Aim: Provide nothing but the number of lines containing the string "styles".

Material:
>>>>>
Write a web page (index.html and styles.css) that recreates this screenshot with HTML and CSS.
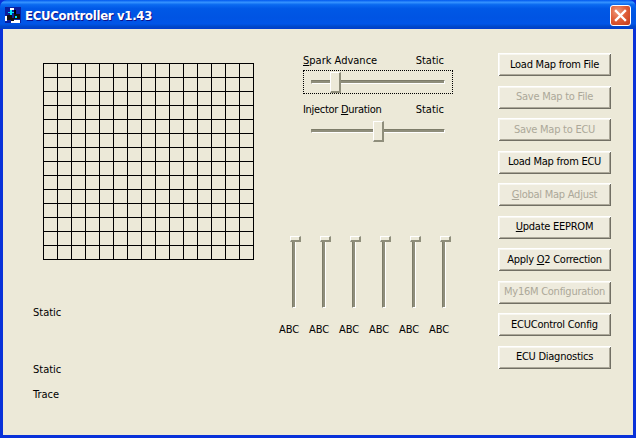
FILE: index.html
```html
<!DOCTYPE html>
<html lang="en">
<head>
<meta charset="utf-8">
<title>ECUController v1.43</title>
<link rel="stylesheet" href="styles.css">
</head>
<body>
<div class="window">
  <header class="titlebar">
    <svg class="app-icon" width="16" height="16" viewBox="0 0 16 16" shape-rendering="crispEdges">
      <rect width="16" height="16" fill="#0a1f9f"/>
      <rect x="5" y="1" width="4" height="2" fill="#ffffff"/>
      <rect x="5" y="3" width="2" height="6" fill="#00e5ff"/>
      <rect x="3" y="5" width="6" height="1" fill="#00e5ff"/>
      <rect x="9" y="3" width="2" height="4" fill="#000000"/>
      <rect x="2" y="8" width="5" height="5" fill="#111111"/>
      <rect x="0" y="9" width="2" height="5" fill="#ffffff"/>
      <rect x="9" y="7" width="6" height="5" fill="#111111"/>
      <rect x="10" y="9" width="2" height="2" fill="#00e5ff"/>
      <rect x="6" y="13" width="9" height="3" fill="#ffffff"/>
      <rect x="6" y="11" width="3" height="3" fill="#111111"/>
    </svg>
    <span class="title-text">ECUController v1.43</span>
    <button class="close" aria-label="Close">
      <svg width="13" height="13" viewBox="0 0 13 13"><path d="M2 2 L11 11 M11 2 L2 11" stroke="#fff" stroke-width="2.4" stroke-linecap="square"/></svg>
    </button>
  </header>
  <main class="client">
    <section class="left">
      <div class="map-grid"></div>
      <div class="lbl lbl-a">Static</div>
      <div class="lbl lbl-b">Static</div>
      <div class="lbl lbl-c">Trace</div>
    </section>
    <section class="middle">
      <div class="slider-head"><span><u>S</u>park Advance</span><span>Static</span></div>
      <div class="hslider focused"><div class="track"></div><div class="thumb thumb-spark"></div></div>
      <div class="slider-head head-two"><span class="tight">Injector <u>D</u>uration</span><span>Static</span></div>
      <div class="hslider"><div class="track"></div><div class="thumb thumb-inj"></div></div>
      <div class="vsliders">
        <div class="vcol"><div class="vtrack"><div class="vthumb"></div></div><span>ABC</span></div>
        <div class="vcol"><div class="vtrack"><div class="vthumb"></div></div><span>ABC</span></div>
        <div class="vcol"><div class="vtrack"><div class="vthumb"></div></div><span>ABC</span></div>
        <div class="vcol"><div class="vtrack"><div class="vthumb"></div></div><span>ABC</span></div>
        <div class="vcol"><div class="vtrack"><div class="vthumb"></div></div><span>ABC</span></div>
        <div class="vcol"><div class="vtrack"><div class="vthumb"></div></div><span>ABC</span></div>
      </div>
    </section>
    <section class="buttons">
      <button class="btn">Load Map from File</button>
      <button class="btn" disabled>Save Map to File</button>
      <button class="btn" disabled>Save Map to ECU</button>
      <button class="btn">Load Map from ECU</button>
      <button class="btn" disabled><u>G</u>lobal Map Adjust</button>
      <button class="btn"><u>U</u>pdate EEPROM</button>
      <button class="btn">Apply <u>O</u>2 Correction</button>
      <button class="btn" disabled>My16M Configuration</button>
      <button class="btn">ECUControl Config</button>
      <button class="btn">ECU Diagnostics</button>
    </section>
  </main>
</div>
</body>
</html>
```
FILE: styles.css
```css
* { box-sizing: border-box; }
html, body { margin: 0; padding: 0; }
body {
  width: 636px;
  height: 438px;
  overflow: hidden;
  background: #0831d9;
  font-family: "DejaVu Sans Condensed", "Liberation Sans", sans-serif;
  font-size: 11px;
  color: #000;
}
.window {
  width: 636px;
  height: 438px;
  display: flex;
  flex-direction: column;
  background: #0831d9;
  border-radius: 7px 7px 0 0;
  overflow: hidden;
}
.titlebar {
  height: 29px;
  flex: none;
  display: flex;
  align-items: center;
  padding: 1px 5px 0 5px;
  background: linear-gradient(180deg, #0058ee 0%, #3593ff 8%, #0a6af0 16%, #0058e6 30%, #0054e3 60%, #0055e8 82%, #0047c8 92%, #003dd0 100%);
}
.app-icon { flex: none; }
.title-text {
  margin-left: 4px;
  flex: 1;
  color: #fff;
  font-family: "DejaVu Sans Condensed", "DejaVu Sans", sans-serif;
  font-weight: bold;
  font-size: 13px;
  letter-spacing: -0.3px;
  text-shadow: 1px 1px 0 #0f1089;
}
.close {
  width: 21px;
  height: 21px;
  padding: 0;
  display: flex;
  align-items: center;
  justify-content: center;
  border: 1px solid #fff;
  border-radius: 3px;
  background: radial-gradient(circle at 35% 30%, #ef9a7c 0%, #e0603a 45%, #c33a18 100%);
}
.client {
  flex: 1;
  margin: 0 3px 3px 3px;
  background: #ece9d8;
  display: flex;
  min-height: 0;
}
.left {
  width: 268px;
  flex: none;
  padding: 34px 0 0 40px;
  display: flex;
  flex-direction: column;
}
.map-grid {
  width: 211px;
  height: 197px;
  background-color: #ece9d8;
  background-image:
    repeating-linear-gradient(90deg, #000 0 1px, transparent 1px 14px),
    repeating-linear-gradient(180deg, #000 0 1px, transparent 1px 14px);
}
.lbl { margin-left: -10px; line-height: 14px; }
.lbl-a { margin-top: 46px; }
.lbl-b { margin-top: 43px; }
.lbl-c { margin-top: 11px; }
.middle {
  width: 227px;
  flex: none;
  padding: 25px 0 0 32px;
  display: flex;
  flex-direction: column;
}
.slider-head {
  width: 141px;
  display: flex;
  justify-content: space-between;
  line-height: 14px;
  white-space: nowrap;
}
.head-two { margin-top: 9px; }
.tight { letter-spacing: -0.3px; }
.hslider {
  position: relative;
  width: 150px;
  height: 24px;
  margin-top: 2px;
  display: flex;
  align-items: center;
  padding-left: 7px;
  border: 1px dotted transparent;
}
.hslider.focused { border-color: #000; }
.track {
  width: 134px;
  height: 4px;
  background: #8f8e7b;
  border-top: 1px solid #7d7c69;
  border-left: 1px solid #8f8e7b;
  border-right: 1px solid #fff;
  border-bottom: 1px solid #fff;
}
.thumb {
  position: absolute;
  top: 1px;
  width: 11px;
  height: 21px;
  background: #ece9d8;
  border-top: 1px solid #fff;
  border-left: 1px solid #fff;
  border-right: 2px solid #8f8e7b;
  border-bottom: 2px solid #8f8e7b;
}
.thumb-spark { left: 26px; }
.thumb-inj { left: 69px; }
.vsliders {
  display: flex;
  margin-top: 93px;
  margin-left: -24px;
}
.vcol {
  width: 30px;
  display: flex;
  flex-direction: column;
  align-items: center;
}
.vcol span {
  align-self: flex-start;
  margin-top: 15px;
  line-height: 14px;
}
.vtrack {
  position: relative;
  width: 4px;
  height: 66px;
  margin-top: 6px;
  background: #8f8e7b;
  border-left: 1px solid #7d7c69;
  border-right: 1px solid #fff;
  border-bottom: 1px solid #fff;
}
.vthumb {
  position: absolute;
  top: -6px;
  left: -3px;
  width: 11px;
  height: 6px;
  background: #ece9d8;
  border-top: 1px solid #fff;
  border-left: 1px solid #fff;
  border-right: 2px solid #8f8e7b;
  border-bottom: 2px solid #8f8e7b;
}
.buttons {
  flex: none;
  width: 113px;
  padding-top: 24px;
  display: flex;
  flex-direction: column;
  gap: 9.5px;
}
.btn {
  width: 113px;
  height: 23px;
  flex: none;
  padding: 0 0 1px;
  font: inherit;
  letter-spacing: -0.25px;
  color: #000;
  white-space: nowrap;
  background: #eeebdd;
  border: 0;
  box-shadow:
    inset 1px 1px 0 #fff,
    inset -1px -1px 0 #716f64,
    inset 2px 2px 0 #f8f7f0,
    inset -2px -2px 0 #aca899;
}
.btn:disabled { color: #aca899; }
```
<<<<<
Reply to the task: 3